森茉莉は、森鷗外の長女。おもにエッセイストとして知られている。

鷗外は子供たちにキラキラネームをつけていて、於兎(オットー)、茉莉(マリー)、杏奴(アンヌ)、不律(フリッツ)、類(ルイ)
茉莉さんも息子に「ジャック」と名前をつけたことをこの本で知った。

エッセイを読んで感じた。
茉莉ちゃん、カワイイ。
少女がそのままオバチャンになったみたいだ。本人もそういったことを書いている。

美意識(西洋の生活用品が好き)、父鷗外について、交流のあった作家たちのこと、短く簡潔にまとめられている。三島や川端の最期なども。

鷗外が子煩悩だというのが新たな発見だった。

……正直彼のイメージってあまりよくなくて、頭カタそう、厳しそうと思っていた。
あと、高校の教科書で『舞姫』を読まされて、
ドイツでモテた自慢話かよ。
しかも妊娠したのに責任取らずに日本に逃げるのかよ。
と思った。
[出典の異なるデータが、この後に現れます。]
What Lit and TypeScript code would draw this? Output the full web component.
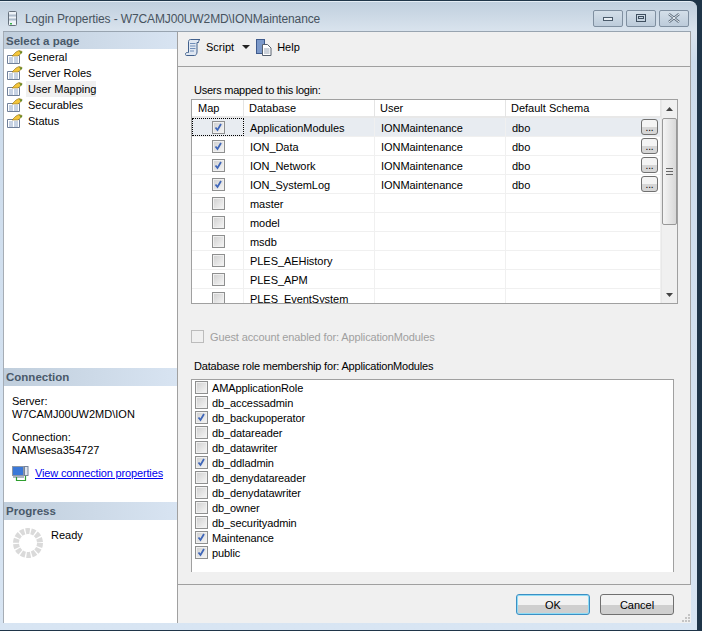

なぜこの小説が教科書に採用されたのか本当に分かりません。

けれど、彼は茉莉に激甘だったみたい。
「おまりは美人で女優さんになれる、外国人の中にいても遜色がない」
と言い続け、茉莉もそれなりに信じてしまう。
その他にもいろいろな過保護っぷり。
鷗外の全く違う一面を見た気がした。

茉莉も反抗期なくファザコンに育ったみたい。

その自己肯定感、彼女は「誇り」と表現していたが、それが鷗外が彼女に残した一番のプレゼントだったと思う。お嬢様、少女であることを茉莉は一生やめなかった。